In [3]:
%%capture
!pip install torch peft==0.4.0 bitsandbytes==0.40.2  trl==0.4.7 accelerate einops tqdm scipy accelerate

In [4]:
import os
from typing import Optional

import torch
from datasets import load_dataset
from datasets import load_from_disk
from peft import LoraConfig, prepare_model_for_kbit_training
from transformers import (
    AutoModelForCausalLM,
    AutoTokenizer,
    BitsAndBytesConfig,
    HfArgumentParser,
    AutoTokenizer,
    TrainingArguments,
)
from tqdm.notebook import tqdm

from trl import SFTTrainer

ImportError: cannot import name 'top_k_top_p_filtering' from 'transformers' (/usr/local/lib/python3.10/dist-packages/transformers/__init__.py)

In [None]:
dataset = load_dataset("Amod/mental_health_counseling_conversations", split="train")

In [None]:
dataset

In [None]:
import pandas as pd
# Convert to DataFrame
df = pd.DataFrame(dataset)

# Display the first few rows of the DataFrame
df.head(2)

In [None]:
# Function to transform the row into desired format
def format_row(row):
    question = row['Context']
    answer = row['Response']
    formatted_string = f"[INST] {question} [/INST] {answer} "
    return formatted_string

# Apply the function to each row of the dataframe
df['Formatted'] = df.apply(format_row, axis=1)

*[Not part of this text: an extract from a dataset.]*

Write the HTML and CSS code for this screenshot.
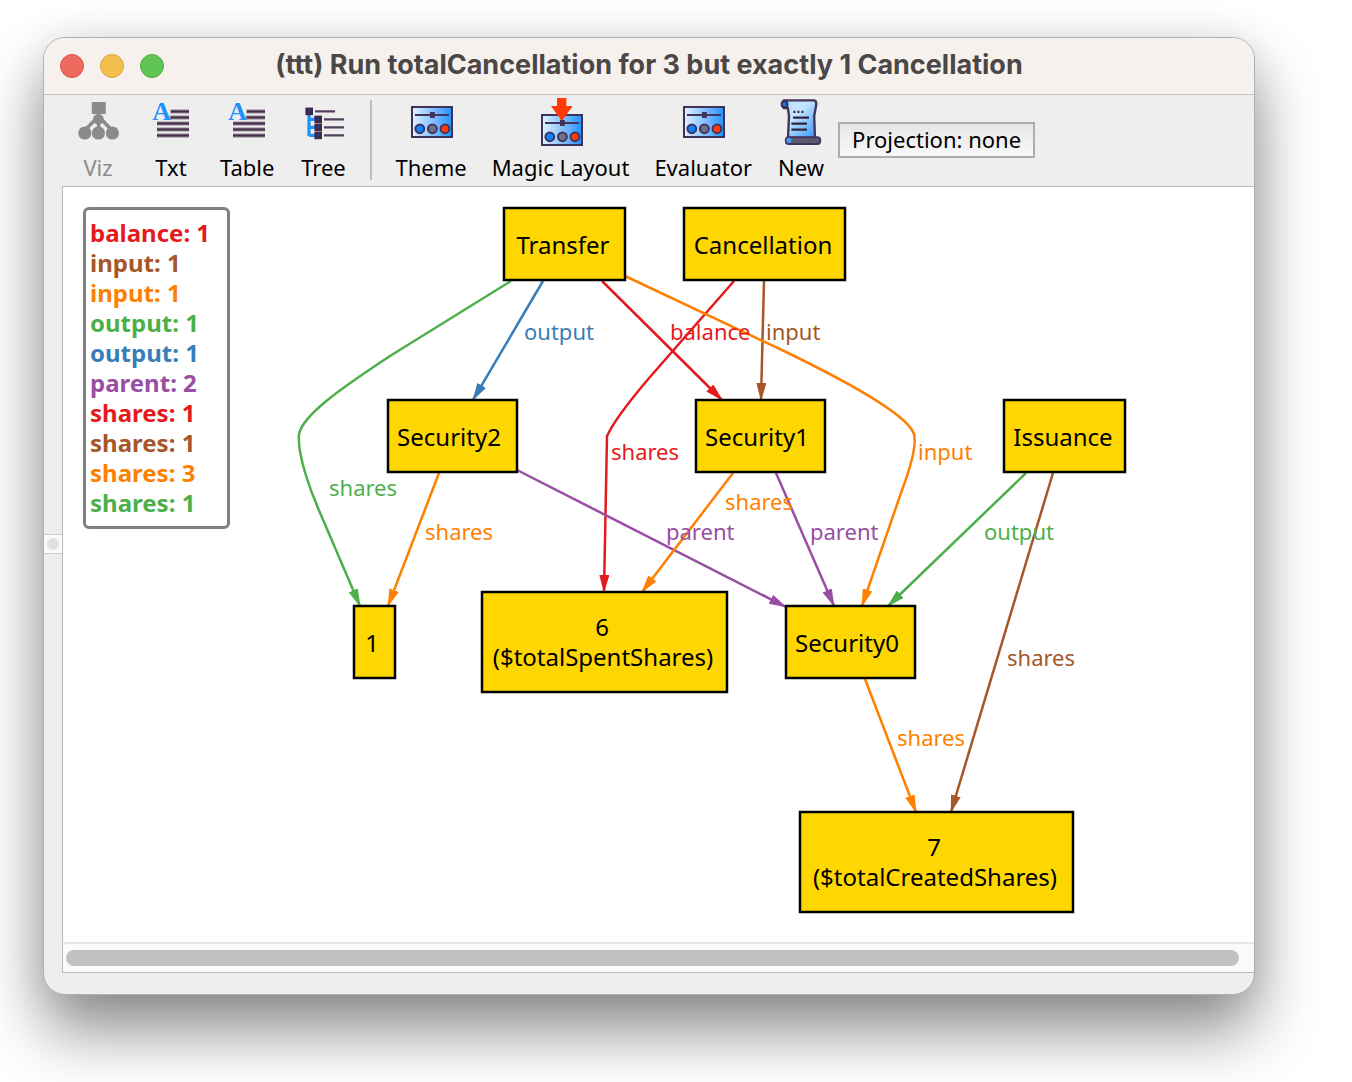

# Display the formatted column
df['Formatted']

In [None]:
# Rename the 'Formatted' column to 'Text'
new_df = df.rename(columns={'Formatted': 'Text'})

new_df

In [None]:
new_df = new_df[['Text']]

In [None]:
new_df.head(3)

In [None]:
# If you want to save the new dataframe to a CSV file:
new_df.to_csv('formatted_data.csv', index=False)

In [None]:
final_df = pd.read_csv("formatted_data.csv")

In [None]:
final_df.head(2)

In [None]:
training_dataset = load_dataset("csv", data_files="formatted_data.csv", split="train")

In [None]:
training_dataset

In [None]:
base_model = "microsoft/phi-2"
new_model = "phi-2-mental-health"

tokenizer = AutoTokenizer.from_pretrained(base_model, use_fast=True)
tokenizer.pad_token=tokenizer.eos_token
tokenizer.padding_side="right"



In [None]:
bnb_config = BitsAndBytesConfig(
    load_in_4bit=True,
    bnb_4bit_quant_type="nf4",
    bnb_4bit_compute_dtype=torch.float16,
    bnb_4bit_use_double_quant=False,
)



In [None]:
%%capture
!pip uninstall -y transformers
!pip install git+https://github.com/huggingface/transformers

In [None]:
model = AutoModelForCausalLM.from_pretrained(
    base_model,
    #quantization_config=bnb_config,
    # use_flash_attention_2=True, # Phi does not support yet.
    trust_remote_code=True,
    #flash_attn=True,
    #flash_rotary=True,
    #fused_dense=True,
    low_cpu_mem_usage=True
    #device_map="cpu",
    #revision="refs/pr/23",
)



In [None]:
model.config.use_cache = False
model.config.pretraining_tp = 1

model = prepare_model_for_kbit_training(model, use_gradient_checkpointing=True)



In [None]:
training_arguments = TrainingArguments(
    output_dir="./results",
    num_train_epochs=3,
    per_device_train_batch_size=2,
    gradient_accumulation_steps=32,
    evaluation_strategy="steps",
    eval_steps=200,
    logging_steps=15,
    optim="paged_adamw_8bit",
    learning_rate=2e-4,
    lr_scheduler_type="cosine",
    save_steps=200,
    warmup_ratio=0.05,
    weight_decay=0.01,
    max_steps=-1
)



In [None]:
peft_config = LoraConfig(
    r=32,
    lora_alpha=64,
    lora_dropout=0.05,
    bias="none",
    task_type="CAUSAL_LM",
    target_modules= ["Wqkv", "fc1", "fc2" ] # ["Wqkv", "out_proj", "fc1", "fc2" ], - 41M params
    # modules_to_save=["embed_tokens","lm_head"]
)


In [None]:

trainer = SFTTrainer(
    model=model,
    train_dataset=training_dataset,
    peft_config=peft_config,
    dataset_text_field="Text",
    max_seq_length=690,
    tokenizer=tokenizer,
    args=training_arguments,
)

In [None]:
trainer.train()

You're using a CodeGenTokenizerFast tokenizer. Please note that with a fast tokenizer, using the `__call__` method is faster than using a method to encode the text followed by a call to the `pad` method to get a padded encoding.


In [None]:
from transformers import pipeline

In [None]:
# Run text generation pipeline with our next model
prompt = "I am not able to sleep in night. Do you have any suggestions?"
pipe = pipeline(task="text-generation", model=model, tokenizer=tokenizer, max_length=250)
result = pipe(f"[INST] {prompt} [/INST]")
print(result[0]['generated_text'])

In [None]:
del model
del pipe
del trainer
import gc
gc.collect()
gc.collect()

In [None]:
model_name = "microsoft/phi-2"

In [None]:
# Reload model in FP16 and merge it with LoRA weights
base_model = AutoModelForCausalLM.from_pretrained(
    "microsoft/phi-2",
    low_cpu_mem_usage=True,
    return_dict=True,
    torch_dtype=torch.float16,
    device_map=device_map,
)
model = PeftModel.from_pretrained(base_model, new_model)
model = model.merge_and_unload()

# Reload tokenizer to save it
tokenizer = AutoTokenizer.from_pretrained(model_name, trust_remote_code=True)
tokenizer.pad_token = tokenizer.eos_token
tokenizer.padding_side = "right"